**PROVIDED DATA:**
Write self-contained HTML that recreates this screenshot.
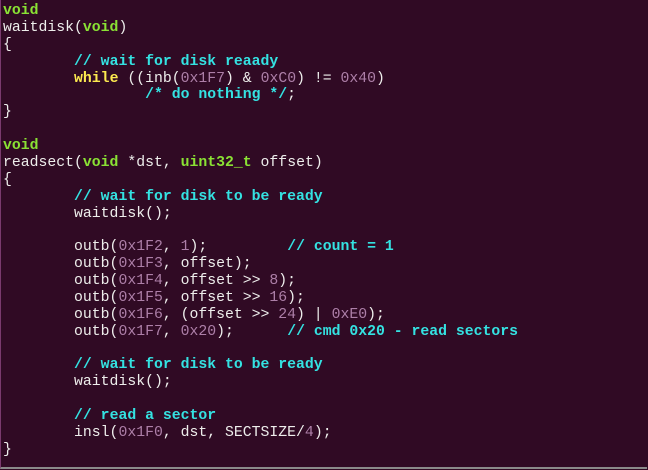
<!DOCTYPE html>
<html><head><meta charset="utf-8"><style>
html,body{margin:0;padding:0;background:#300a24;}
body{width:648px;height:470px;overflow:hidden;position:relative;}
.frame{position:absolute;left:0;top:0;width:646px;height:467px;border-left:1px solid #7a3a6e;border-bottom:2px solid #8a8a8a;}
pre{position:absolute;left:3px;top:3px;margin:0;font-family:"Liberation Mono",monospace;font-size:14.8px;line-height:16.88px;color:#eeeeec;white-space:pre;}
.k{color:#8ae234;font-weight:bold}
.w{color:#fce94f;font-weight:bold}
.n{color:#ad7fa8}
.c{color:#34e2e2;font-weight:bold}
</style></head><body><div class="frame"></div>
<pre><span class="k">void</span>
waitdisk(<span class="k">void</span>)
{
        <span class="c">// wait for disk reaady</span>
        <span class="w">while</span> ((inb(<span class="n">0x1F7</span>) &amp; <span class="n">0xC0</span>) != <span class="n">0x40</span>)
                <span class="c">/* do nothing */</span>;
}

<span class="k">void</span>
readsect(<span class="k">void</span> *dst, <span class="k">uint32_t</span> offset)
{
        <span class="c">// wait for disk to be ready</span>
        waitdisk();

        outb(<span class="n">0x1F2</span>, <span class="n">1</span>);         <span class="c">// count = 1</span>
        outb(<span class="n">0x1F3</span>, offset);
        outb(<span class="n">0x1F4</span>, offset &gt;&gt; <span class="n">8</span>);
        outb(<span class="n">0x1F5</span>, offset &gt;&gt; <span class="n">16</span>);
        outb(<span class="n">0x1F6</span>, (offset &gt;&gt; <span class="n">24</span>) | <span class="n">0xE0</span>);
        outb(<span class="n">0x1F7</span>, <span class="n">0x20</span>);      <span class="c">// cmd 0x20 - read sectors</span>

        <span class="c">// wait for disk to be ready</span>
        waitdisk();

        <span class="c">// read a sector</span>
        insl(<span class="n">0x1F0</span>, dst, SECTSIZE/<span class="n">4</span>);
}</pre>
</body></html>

**STATED EXERCISE:**
Omit any images, then output the listing exactly.

**SOLUTION:**
Write self-contained HTML that recreates this screenshot.
<!DOCTYPE html>
<html><head><meta charset="utf-8"><style>
html,body{margin:0;padding:0;background:#300a24;}
body{width:648px;height:470px;overflow:hidden;position:relative;}
.frame{position:absolute;left:0;top:0;width:646px;height:467px;border-left:1px solid #7a3a6e;border-bottom:2px solid #8a8a8a;}
pre{position:absolute;left:3px;top:3px;margin:0;font-family:"Liberation Mono",monospace;font-size:14.8px;line-height:16.88px;color:#eeeeec;white-space:pre;}
.k{color:#8ae234;font-weight:bold}
.w{color:#fce94f;font-weight:bold}
.n{color:#ad7fa8}
.c{color:#34e2e2;font-weight:bold}
</style></head><body><div class="frame"></div>
<pre><span class="k">void</span>
waitdisk(<span class="k">void</span>)
{
        <span class="c">// wait for disk reaady</span>
        <span class="w">while</span> ((inb(<span class="n">0x1F7</span>) &amp; <span class="n">0xC0</span>) != <span class="n">0x40</span>)
                <span class="c">/* do nothing */</span>;
}

<span class="k">void</span>
readsect(<span class="k">void</span> *dst, <span class="k">uint32_t</span> offset)
{
        <span class="c">// wait for disk to be ready</span>
        waitdisk();

        outb(<span class="n">0x1F2</span>, <span class="n">1</span>);         <span class="c">// count = 1</span>
        outb(<span class="n">0x1F3</span>, offset);
        outb(<span class="n">0x1F4</span>, offset &gt;&gt; <span class="n">8</span>);
        outb(<span class="n">0x1F5</span>, offset &gt;&gt; <span class="n">16</span>);
        outb(<span class="n">0x1F6</span>, (offset &gt;&gt; <span class="n">24</span>) | <span class="n">0xE0</span>);
        outb(<span class="n">0x1F7</span>, <span class="n">0x20</span>);      <span class="c">// cmd 0x20 - read sectors</span>

        <span class="c">// wait for disk to be ready</span>
        waitdisk();

        <span class="c">// read a sector</span>
        insl(<span class="n">0x1F0</span>, dst, SECTSIZE/<span class="n">4</span>);
}</pre>
</body></html>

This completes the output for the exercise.